Training happens in Rust via the atelico-classifiers crate; the resulting model is then loaded into the engine for serving from any binding. Example (image-modality centroid):

use atelico_classifiers::{
centroid::{CentroidClassifier, CentroidConfig},
data::InMemoryDataset,
embedder_config::ClassifierEmbedderConfig,
};
use atelico_embed::{
vision_embedder::{VisionEmbedderConfig, VisionEmbeddingModel},
EmbedInputOwned,
};
use std::path::PathBuf;

let inputs: Vec<EmbedInputOwned> = vec![
EmbedInputOwned::image(PathBuf::from("data/cats/01.jpg")),
EmbedInputOwned::image(PathBuf::from("data/dogs/01.jpg")),
];
let labels = vec!["cat".into(), "dog".into()];
let dataset = InMemoryDataset::new(inputs, labels);

let cfg = CentroidConfig {
embedder: ClassifierEmbedderConfig::Vision(VisionEmbedderConfig {
model: VisionEmbeddingModel::DINOv2Small,
batch_size: 4,
}),
};
let mut clf = CentroidClassifier::new(cfg, /* assets */ None)?;
clf.train(&dataset, /* batch_size */ 4)?;
clf.save(std::path::Path::new("./models/animals"))?;
# Ok::<_, anyhow::Error>(())

Swap CentroidConfig for KnnConfig or SetFitConfig to use the other classifier types — the call sites stay identical.

Serving — text input

Once a classifier is saved to disk, load it under an ID and call predict.

import json
import atelico

engine = atelico.Engine()
# (Implementation note: classifier loading is currently performed at engine
# startup via the ATELICO_CLASSIFIERS environment variable; programmatic load
# from Python follows the same pattern as other subsystems.)

result = json.loads(engine.classifier_predict("sentiment", "I love this!", top_k=3))
print(result["label"], result["probability"])

Serving — image input (DINOv2)

The classifier referenced by model_id must have been trained with a Vision embedder.

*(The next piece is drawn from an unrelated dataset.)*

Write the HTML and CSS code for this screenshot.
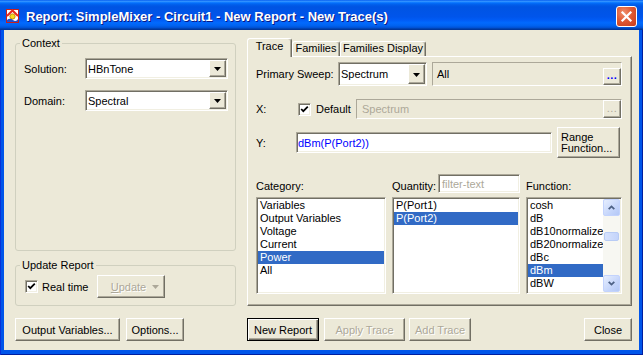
FILE: index.html
```html
<!DOCTYPE html>
<html lang="en">
<head>
<meta charset="UTF-8">
<title>Report: SimpleMixer - Circuit1 - New Report - New Trace(s)</title>
<link rel="stylesheet" href="styles.css">
</head>
<body>
<div class="window">
  <div class="titlebar">
    <svg class="app-icon" width="13" height="14" viewBox="0 0 13 14">
      <rect x="0.5" y="0.5" width="12" height="13" fill="#fff" stroke="#c8201c"/>
      <path d="M1 7 L6.5 1.5 L12 7" fill="none" stroke="#e8281c" stroke-width="2"/>
      <circle cx="6.5" cy="7.5" r="2.6" fill="#f8dc20" stroke="#c89000"/>
      <path d="M1 11 Q4 8.5 7 11 T12 10 L12 13 L1 13 Z" fill="#2050d0"/>
    </svg>
    <span class="title">Report: SimpleMixer - Circuit1 - New Report - New Trace(s)</span>
    <span class="close-btn">
      <svg width="13" height="13" viewBox="0 0 13 13"><path d="M2.5 2.5 L10.5 10.5 M10.5 2.5 L2.5 10.5" stroke="#fff" stroke-width="2.2" stroke-linecap="square"/></svg>
    </span>
  </div>

  <div class="client">
    <div class="left-col">
      <div class="group context">
        <span class="group-title">Context</span>
        <div class="form-row">
          <span class="row-label">Solution:</span>
          <div class="combo sunken">
            <span class="combo-text">HBnTone</span>
            <span class="combo-arrow raised"><svg width="7" height="4" viewBox="0 0 7 4"><path d="M0 0h7L3.5 4z"/></svg></span>
          </div>
        </div>
        <div class="form-row">
          <span class="row-label">Domain:</span>
          <div class="combo sunken">
            <span class="combo-text">Spectral</span>
            <span class="combo-arrow raised"><svg width="7" height="4" viewBox="0 0 7 4"><path d="M0 0h7L3.5 4z"/></svg></span>
          </div>
        </div>
      </div>

      <div class="group update">
        <span class="group-title">Update Report</span>
        <div class="update-row">
          <span class="checkbox sunken"><svg width="9" height="9" viewBox="0 0 9 9"><path d="M1.2 4 L3.3 6.2 L7.8 1.6" fill="none" stroke="#000" stroke-width="1.8"/></svg></span>
          <span class="check-label">Real time</span>
          <span class="btn raised disabled update-btn"><span><u>U</u>pdate</span><svg width="7" height="4" viewBox="0 0 7 4"><path d="M0 0h7L3.5 4z" fill="#ACA899"/></svg></span>
        </div>
      </div>
    </div>

    <div class="right-col">
      <div class="tabs">
        <span class="tab active tab-trace">Trace</span>
        <span class="tab tab-families">Families</span>
        <span class="tab tab-display">Families Display</span>
      </div>
      <div class="panel">
        <div class="sweep-row">
          <span class="sweep-label">Primary Sweep:</span>
          <div class="combo sunken sweep-combo">
            <span class="combo-text">Spectrum</span>
            <span class="combo-arrow raised"><svg width="7" height="4" viewBox="0 0 7 4"><path d="M0 0h7L3.5 4z"/></svg></span>
          </div>
          <div class="path-field">
            <span class="path-text">All</span>
            <span class="dots-btn raised">...</span>
          </div>
        </div>

        <div class="x-row">
          <span class="x-label">X:</span>
          <span class="checkbox sunken"><svg width="9" height="9" viewBox="0 0 9 9"><path d="M1.2 4 L3.3 6.2 L7.8 1.6" fill="none" stroke="#000" stroke-width="1.8"/></svg></span>
          <span class="default-label">Default</span>
          <div class="path-field x-field">
            <span class="path-text muted">Spectrum</span>
            <span class="dots-btn raised off">...</span>
          </div>
        </div>

        <div class="y-row">
          <span class="y-label">Y:</span>
          <div class="y-field sunken">dBm(P(Port2))</div>
          <span class="btn raised range-btn"><span>Range</span><span>Function...</span></span>
        </div>

        <div class="list-head">
          <span class="head-label">Category:</span>
          <div class="qty-head">
            <span class="head-label">Quantity:</span>
            <span class="filter-field sunken">filter-text</span>
          </div>
          <span class="head-label">Function:</span>
        </div>

        <div class="lists">
          <div class="listbox sunken">
            <div class="item">Variables</div>
            <div class="item">Output Variables</div>
            <div class="item">Voltage</div>
            <div class="item">Current</div>
            <div class="item sel">Power</div>
            <div class="item">All</div>
          </div>
          <div class="listbox sunken">
            <div class="item">P(Port1)</div>
            <div class="item sel">P(Port2)</div>
          </div>
          <div class="listbox sunken func-list">
            <div class="func-items">
              <div class="item">cosh</div>
              <div class="item">dB</div>
              <div class="item">dB10normalize</div>
              <div class="item">dB20normalize</div>
              <div class="item">dBc</div>
              <div class="item sel">dBm</div>
              <div class="item">dBW</div>
            </div>
            <div class="vscroll">
              <span class="sb-btn"><svg width="7" height="5" viewBox="0 0 7 5"><path d="M0.7 4.2 L3.5 1.4 L6.3 4.2" fill="none" stroke="#4D6185" stroke-width="1.8"/></svg></span>
              <span class="sb-track"><span class="sb-thumb"></span></span>
              <span class="sb-btn"><svg width="7" height="5" viewBox="0 0 7 5"><path d="M0.7 0.8 L3.5 3.6 L6.3 0.8" fill="none" stroke="#4D6185" stroke-width="1.8"/></svg></span>
            </div>
          </div>
        </div>
      </div>
    </div>

    <div class="btn-row">
      <span class="btn raised w-outvars">Output Variables...</span>
      <span class="btn raised w-options">Options...</span>
    </div>

    <div class="btn-row">
      <span class="btn default w-new">New Report</span>
      <span class="btn raised disabled w-apply">Apply Trace</span>
      <span class="btn raised disabled w-add">Add Trace</span>
      <span class="btn raised w-close">Close</span>
    </div>
  </div>
</div>
</body>
</html>
```

FILE: styles.css
```css
* { box-sizing: border-box; }
body { margin: 0; background: #fff; font-family: "Liberation Sans", Arial, sans-serif; font-size: 11px; color: #000; }

.window { width: 643px; height: 355px; display: flex; flex-direction: column; background: #0055EA; box-shadow: inset 1px 0 #0831D9, inset -1px 0 #001EA0, inset 0 -1px #001EA0; }

/* title bar */
.titlebar { flex: none; height: 30px; display: flex; align-items: center; padding: 2px 6px 0 6px; color: #fff;
  background: linear-gradient(#0058EE 0%, #3593FF 4%, #288EFF 6%, #127DFF 8%, #036FFC 10%, #0262EE 14%, #0057E5 20%, #0054E3 24%, #0055EB 56%, #005BF5 66%, #026AFE 76%, #0062EF 86%, #0052D6 92%, #0040AB 96%, #003092 100%); }
.app-icon { flex: none; margin-right: 7px; }
.title { font-weight: bold; font-size: 13px; white-space: nowrap; text-shadow: 1px 1px #0A1883; }
.close-btn { margin-left: auto; width: 21px; height: 21px; display: flex; align-items: center; justify-content: center; border: 1px solid #fff; border-radius: 3px;
  background: radial-gradient(circle at 35% 30%, #F0906C 0%, #E05A34 45%, #C73A1A 100%); }

/* dialog client area */
.client { flex: 1; margin: 0 4px 5px; background: #ECE9D8; display: grid; grid-template-columns: 221px 385px; grid-template-rows: 268px 23px; column-gap: 11px; row-gap: 12px; padding: 8px 7px 0 11px; }

.sunken { border: 1px solid; border-color: #ACA899 #fff #fff #ACA899; box-shadow: inset 1px 1px #716F64, inset -1px -1px #F1EFE2; padding: 1px; }
.raised { border: 1px solid; border-color: #fff #716F64 #716F64 #fff; box-shadow: inset -1px -1px #ACA899; background: #ECE9D8; }

.left-col { display: flex; flex-direction: column; padding-top: 5px; }
.group { position: relative; border: 1px solid #D0D0BF; border-radius: 3px; }
.group-title { position: absolute; top: -7px; left: 4px; padding: 0 2px; line-height: 13px; background: #ECE9D8; }
.context { height: 208px; padding: 14px 0 0 8px; }
.form-row { display: flex; align-items: center; height: 21px; }
.form-row + .form-row { margin-top: 11px; }
.row-label { width: 61px; }

.combo { display: flex; width: 143px; height: 21px; background: #fff; }
.combo-text { flex: 1; padding-left: 1px; display: flex; align-items: center; white-space: nowrap; }
.combo-arrow { width: 17px; display: flex; align-items: center; justify-content: center; }
.combo-arrow svg { margin-top: 1px; }

.update { margin-top: 14px; height: 41px; padding: 10px 0 0 9px; }
.update-row { display: flex; align-items: center; height: 21px; }
.checkbox { flex: none; width: 13px; height: 13px; background: #fff; display: flex; }
.check-label { margin-left: 4px; width: 55px; }
.update-btn { width: 68px; height: 21px; justify-content: flex-start; padding-left: 8px; gap: 6px; }

/* buttons */
.btn { display: flex; align-items: center; justify-content: center; height: 23px; white-space: nowrap; }
.btn.disabled { color: #ACA899; text-shadow: 1px 1px #fff; }
.btn.default { border: 1px solid #000; background: #ECE9D8; box-shadow: inset 1px 1px #fff, inset -1px -1px #716F64, inset -2px -2px #ACA899; }
.btn-row { display: flex; align-items: stretch; }
.w-outvars { width: 105px; }
.w-options { width: 58px; margin-left: 6px; }
.w-new { width: 72px; }
.w-apply { width: 81px; margin-left: 5px; }
.w-add { width: 62px; margin-left: 4px; }
.w-close { width: 48px; margin-left: auto; }

/* tabs */
.right-col { display: flex; flex-direction: column; }
.tabs { display: flex; align-items: flex-end; height: 18px; position: relative; z-index: 1; }
.tab { height: 15px; border: 1px solid; border-bottom: none; border-color: #fff #716F64 #fff #fff; border-radius: 3px 3px 0 0; box-shadow: inset -1px 0 #ACA899; line-height: 13px; text-align: center; background: #ECE9D8; }
.tab.active { height: 19px; margin-bottom: -1px; line-height: 14px; }
.tab-trace { width: 45px; }
.tab-families { width: 48px; }
.tab-display { width: 86px; }

.panel { height: 250px; border: 1px solid; border-color: #fff #716F64 #716F64 #fff; box-shadow: inset -1px -1px #ACA899; padding: 5px 9px 11px 8px; display: flex; flex-direction: column; }

.sweep-row { display: flex; height: 24px; }
.sweep-label { width: 82px; align-self: center; }
.sweep-combo { width: 89px; height: 24px; }
.path-field { flex: 1; margin-left: 5px; display: flex; justify-content: space-between; align-items: flex-end; border: 1px solid; border-color: #ACA899 #fff #fff #ACA899; }
.path-text { align-self: center; padding-left: 4px; padding-bottom: 1px; }
.path-text.muted { color: #ACA899; padding-left: 5px; }
.dots-btn { width: 18px; height: 17px; display: flex; justify-content: center; align-items: center; color: #0000FF; font-weight: bold; line-height: 8px; letter-spacing: 0.5px; padding-bottom: 3px; }
.dots-btn.off { color: #ACA899; font-weight: normal; height: 18px; }

.x-row { display: flex; align-items: center; height: 20px; margin-top: 13px; }
.x-label { width: 42px; }
.default-label { margin-left: 5px; width: 40px; }
.x-field { height: 20px; margin-left: 0; }

.y-row { display: flex; align-items: center; height: 31px; margin-top: 8px; }
.y-label { width: 40px; }
.y-field { width: 256px; height: 21px; background: #fff; color: #0000FF; display: flex; align-items: center; padding-left: 1px; }
.range-btn { margin-left: 5px; width: 63px; height: 31px; flex-direction: column; align-items: flex-start; padding-left: 3px; line-height: 11px; }

.list-head { display: grid; grid-template-columns: 130px 128px 1fr; column-gap: 6px; height: 19px; margin-top: 16px; }
.head-label { align-self: end; line-height: 13px; }
.qty-head { display: flex; justify-content: space-between; }
.filter-field { width: 82px; height: 19px; background: #fff; color: #ACA899; padding-left: 3px; display: flex; align-items: center; }

.lists { display: grid; grid-template-columns: 130px 128px 1fr; column-gap: 6px; height: 97px; margin-top: 4px; }
.listbox { background: #fff; overflow: hidden; }
.item { line-height: 13px; padding-left: 2px; white-space: nowrap; }
.item.sel { background: #316AC5; color: #fff; }
.func-list { display: flex; }
.func-items { flex: 1; overflow: hidden; }

.vscroll { width: 17px; display: flex; flex-direction: column; background: #F7F7F2; }
.sb-btn { height: 17px; display: flex; align-items: center; justify-content: center; border: 1px solid #C3D3FD; border-radius: 2px; background: linear-gradient(135deg, #E6EEFE 0%, #C6D6FB 60%, #B4C8F6 100%); }
.sb-track { flex: 1; padding: 16px 1px 0; }
.sb-thumb { display: block; height: 9px; border: 1px solid #B8CBF5; border-radius: 2px; background: linear-gradient(90deg, #D6E2FD, #C4D4FB); }
```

Calling the image endpoint against a text-only classifier returns an error.

import json
import atelico

engine = atelico.Engine()
result = json.loads(engine.classifier_predict_image(
"animals",
"/abs/path/to/cat.jpg",
top_k=3,
))
print(result["label"], result["probability"])

DINOv2 vision embeddings

VisionEmbeddingModel ships two sizes:

VariantHF repoEmbedding dimUse when
DINOv2Smallfacebook/dinov2-small384Default. Fast, ~22M params. Good for general object / scene categories.
DINOv2Largefacebook/dinov2-large1024Higher quality at ~300M params. Worth the cost when classes are visually subtle.

DINOv2 produces strong general-purpose visual features without per-task pre-training, which makes the Centroid classifier a surprisingly capable baseline for image tasks — try it first before reaching for SetFit fine-tuning.

The same VisionEmbedder is also exposed as a standalone embedder via atelico-embed if you only need raw image vectors (e.g. for similarity search, clustering, or feeding the Hybrid Search store).

Persistence and serving

Trained classifiers persist to disk (safetensors for SetFit, JSON for centroid / KNN) and are loaded into the engine via the ATELICO_CLASSIFIERS environment variable on startup, or programmatically through the SDK and bindings shown above.

The same classifier infrastructure also powers the Guardrails ML-classifier layer for content moderation.